## The data
---*---
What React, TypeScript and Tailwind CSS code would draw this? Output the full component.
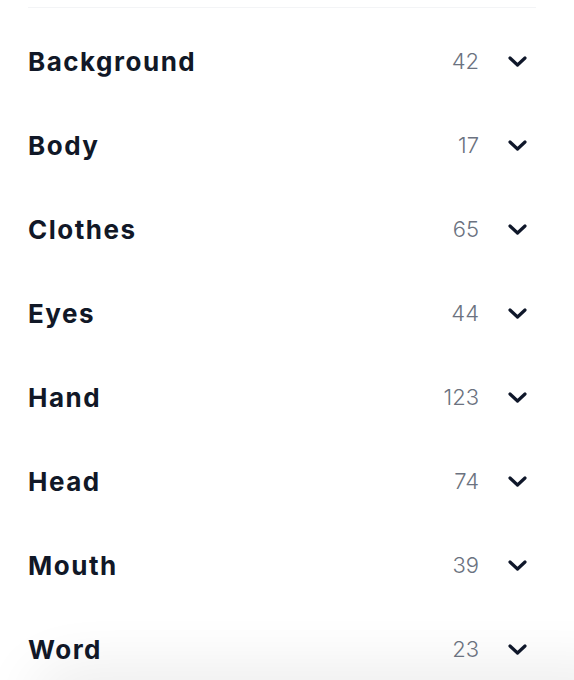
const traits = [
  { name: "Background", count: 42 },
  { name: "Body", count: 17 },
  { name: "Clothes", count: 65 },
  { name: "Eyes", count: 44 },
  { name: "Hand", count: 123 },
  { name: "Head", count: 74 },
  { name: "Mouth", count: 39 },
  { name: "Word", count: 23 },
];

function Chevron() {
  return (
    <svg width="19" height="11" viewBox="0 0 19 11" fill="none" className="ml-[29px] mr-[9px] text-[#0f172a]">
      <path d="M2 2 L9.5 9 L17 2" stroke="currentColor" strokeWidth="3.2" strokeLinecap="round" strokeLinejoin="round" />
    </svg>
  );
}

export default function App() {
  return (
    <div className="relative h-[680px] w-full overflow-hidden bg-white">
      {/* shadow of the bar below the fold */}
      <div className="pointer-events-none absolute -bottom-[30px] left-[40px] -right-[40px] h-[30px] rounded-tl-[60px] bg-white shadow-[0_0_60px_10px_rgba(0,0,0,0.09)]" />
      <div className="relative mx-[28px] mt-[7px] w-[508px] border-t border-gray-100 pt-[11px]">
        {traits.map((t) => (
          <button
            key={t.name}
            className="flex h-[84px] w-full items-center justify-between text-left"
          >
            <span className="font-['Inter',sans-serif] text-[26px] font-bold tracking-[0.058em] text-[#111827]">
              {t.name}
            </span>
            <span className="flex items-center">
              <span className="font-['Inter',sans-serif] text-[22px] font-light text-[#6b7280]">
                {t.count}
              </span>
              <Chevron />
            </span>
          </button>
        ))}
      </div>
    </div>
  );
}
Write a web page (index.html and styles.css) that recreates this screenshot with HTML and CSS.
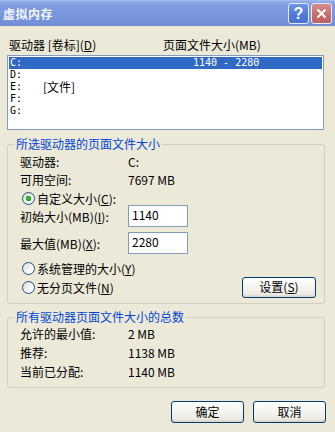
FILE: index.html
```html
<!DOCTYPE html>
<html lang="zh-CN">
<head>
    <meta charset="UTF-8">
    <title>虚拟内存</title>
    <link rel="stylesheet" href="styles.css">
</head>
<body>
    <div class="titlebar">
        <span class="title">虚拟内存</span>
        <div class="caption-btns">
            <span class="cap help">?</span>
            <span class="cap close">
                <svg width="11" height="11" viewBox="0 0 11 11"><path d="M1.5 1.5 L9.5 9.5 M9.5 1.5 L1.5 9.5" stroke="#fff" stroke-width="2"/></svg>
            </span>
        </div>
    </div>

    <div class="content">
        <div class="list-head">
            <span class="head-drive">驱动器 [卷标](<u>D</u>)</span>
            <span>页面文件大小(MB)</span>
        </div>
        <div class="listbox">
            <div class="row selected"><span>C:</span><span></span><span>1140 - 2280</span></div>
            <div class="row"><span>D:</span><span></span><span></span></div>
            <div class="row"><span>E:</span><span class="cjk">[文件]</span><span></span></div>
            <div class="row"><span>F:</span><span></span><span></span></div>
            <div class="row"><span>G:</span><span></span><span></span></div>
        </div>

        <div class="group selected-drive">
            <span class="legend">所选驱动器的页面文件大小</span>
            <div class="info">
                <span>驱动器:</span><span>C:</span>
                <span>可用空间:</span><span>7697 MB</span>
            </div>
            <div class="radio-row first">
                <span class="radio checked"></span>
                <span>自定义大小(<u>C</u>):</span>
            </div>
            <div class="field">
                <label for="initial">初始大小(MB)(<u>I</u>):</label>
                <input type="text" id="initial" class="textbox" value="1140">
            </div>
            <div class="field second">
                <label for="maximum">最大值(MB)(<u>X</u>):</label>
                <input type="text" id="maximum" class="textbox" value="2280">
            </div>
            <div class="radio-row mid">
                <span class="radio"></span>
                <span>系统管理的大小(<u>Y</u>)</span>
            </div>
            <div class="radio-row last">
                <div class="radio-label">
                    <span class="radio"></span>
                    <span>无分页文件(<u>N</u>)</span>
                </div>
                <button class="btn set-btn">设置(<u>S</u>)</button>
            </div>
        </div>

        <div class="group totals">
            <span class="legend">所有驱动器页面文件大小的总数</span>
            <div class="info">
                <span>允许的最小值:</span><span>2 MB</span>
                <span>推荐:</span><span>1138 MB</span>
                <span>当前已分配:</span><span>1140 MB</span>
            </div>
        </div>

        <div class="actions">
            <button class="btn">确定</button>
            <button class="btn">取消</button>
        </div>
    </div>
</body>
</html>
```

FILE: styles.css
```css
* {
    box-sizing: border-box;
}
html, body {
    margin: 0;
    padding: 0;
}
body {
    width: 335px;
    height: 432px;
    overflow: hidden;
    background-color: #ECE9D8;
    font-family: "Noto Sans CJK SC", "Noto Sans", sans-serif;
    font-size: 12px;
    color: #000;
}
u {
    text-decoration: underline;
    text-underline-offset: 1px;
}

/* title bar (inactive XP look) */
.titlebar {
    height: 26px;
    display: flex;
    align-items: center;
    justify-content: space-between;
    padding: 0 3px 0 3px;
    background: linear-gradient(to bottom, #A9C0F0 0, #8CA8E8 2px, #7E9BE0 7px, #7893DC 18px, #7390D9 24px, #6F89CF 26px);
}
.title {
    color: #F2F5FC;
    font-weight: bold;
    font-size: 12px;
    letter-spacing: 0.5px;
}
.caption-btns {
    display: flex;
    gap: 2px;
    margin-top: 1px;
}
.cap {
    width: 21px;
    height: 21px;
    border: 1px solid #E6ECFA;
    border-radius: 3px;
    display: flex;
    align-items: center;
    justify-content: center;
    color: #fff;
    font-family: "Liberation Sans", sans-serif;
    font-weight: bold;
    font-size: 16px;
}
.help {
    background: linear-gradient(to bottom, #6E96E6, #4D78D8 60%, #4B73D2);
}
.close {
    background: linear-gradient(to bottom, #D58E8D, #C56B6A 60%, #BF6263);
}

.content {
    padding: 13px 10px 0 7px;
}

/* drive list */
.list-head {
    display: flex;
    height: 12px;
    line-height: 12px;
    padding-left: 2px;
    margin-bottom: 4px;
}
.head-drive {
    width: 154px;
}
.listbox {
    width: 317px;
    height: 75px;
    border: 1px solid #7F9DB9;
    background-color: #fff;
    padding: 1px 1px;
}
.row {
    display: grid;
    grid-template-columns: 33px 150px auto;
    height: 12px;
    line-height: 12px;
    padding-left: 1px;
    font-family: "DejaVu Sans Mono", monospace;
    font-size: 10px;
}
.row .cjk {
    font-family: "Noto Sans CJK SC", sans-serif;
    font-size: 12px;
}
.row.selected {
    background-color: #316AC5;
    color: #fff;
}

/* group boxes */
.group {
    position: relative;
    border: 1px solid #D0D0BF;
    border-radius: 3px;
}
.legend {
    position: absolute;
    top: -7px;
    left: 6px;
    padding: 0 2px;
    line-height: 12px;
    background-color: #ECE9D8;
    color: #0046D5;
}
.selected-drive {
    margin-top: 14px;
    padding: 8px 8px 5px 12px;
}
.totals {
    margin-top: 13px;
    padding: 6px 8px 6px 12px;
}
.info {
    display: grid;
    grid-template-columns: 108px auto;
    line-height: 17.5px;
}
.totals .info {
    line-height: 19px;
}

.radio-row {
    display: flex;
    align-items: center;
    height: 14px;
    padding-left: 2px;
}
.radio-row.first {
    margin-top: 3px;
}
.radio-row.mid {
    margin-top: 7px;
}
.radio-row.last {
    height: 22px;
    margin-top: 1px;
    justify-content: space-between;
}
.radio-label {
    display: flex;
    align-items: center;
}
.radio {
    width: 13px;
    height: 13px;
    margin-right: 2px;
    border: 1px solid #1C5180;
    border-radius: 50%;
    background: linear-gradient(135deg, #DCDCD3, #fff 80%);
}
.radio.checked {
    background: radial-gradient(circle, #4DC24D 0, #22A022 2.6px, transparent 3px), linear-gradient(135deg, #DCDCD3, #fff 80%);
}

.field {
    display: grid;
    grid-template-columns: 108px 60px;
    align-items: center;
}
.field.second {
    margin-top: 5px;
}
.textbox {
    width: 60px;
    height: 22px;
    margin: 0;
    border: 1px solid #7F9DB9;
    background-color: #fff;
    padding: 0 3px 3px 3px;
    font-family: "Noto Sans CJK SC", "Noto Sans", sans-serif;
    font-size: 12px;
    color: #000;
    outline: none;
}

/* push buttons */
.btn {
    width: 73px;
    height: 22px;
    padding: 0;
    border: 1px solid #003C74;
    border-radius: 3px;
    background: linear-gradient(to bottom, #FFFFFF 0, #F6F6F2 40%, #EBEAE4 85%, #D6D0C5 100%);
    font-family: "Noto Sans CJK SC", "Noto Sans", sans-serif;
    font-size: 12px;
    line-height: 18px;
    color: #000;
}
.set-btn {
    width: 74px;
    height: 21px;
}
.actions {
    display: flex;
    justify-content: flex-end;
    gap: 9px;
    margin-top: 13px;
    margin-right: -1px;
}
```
---*---
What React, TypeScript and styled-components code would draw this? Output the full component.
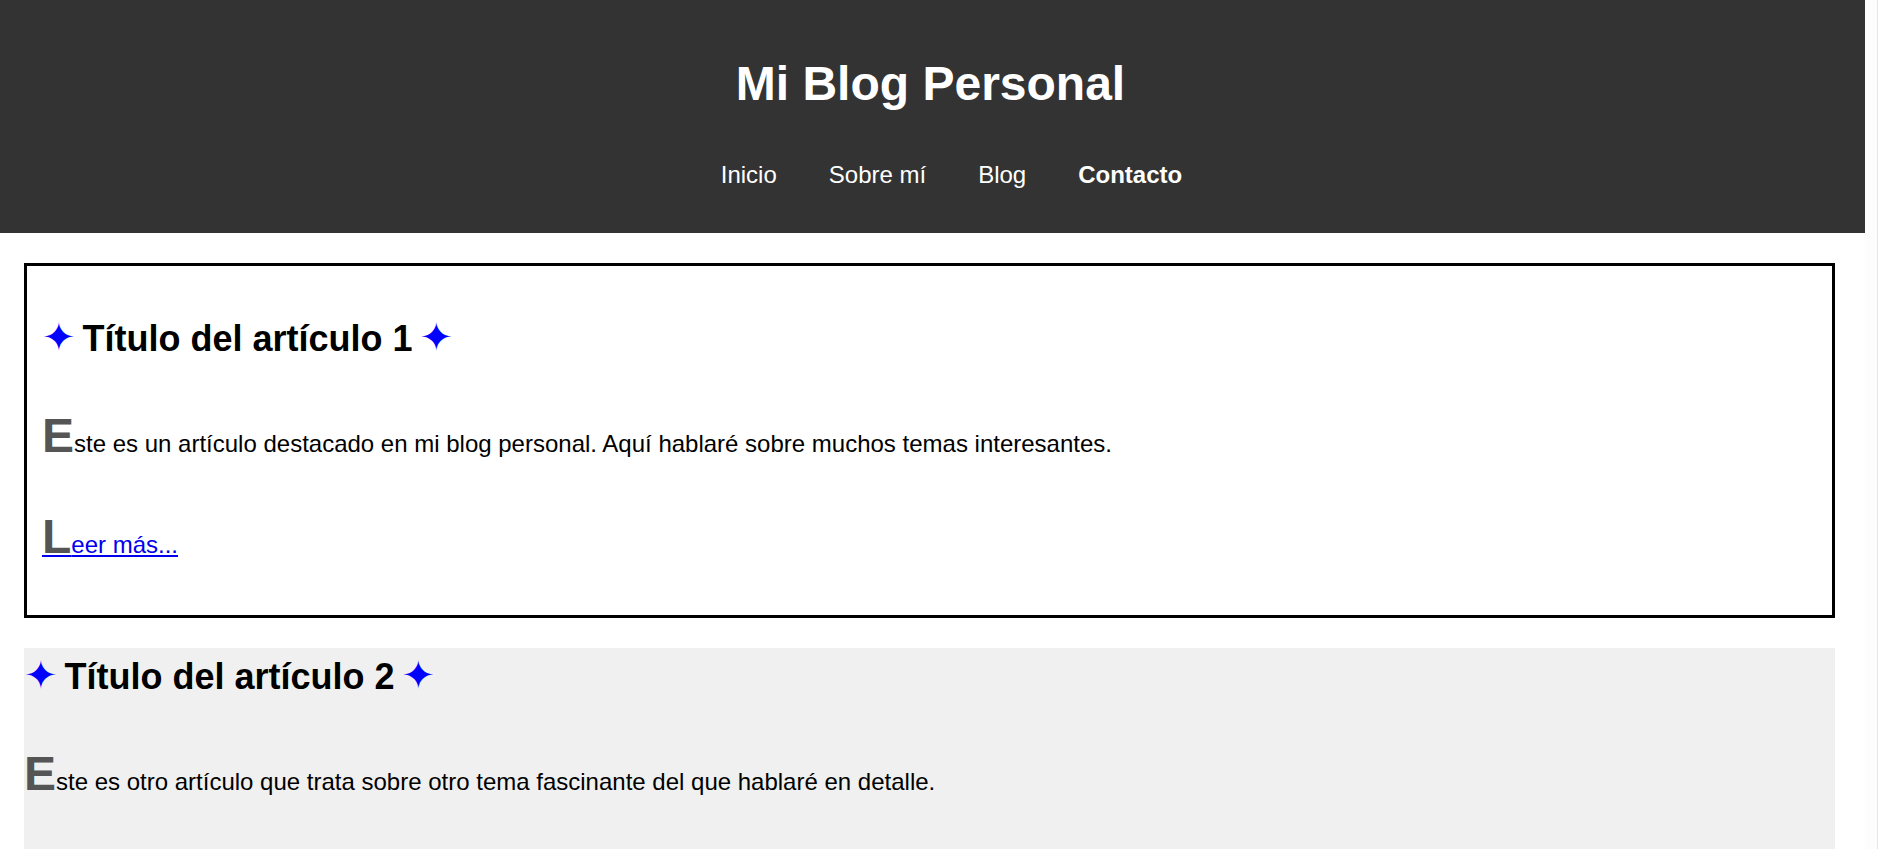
---*---
## Given problem
Count the lines of the listing above that include the word "this" and state the total with nothing else.

## Output of the task
3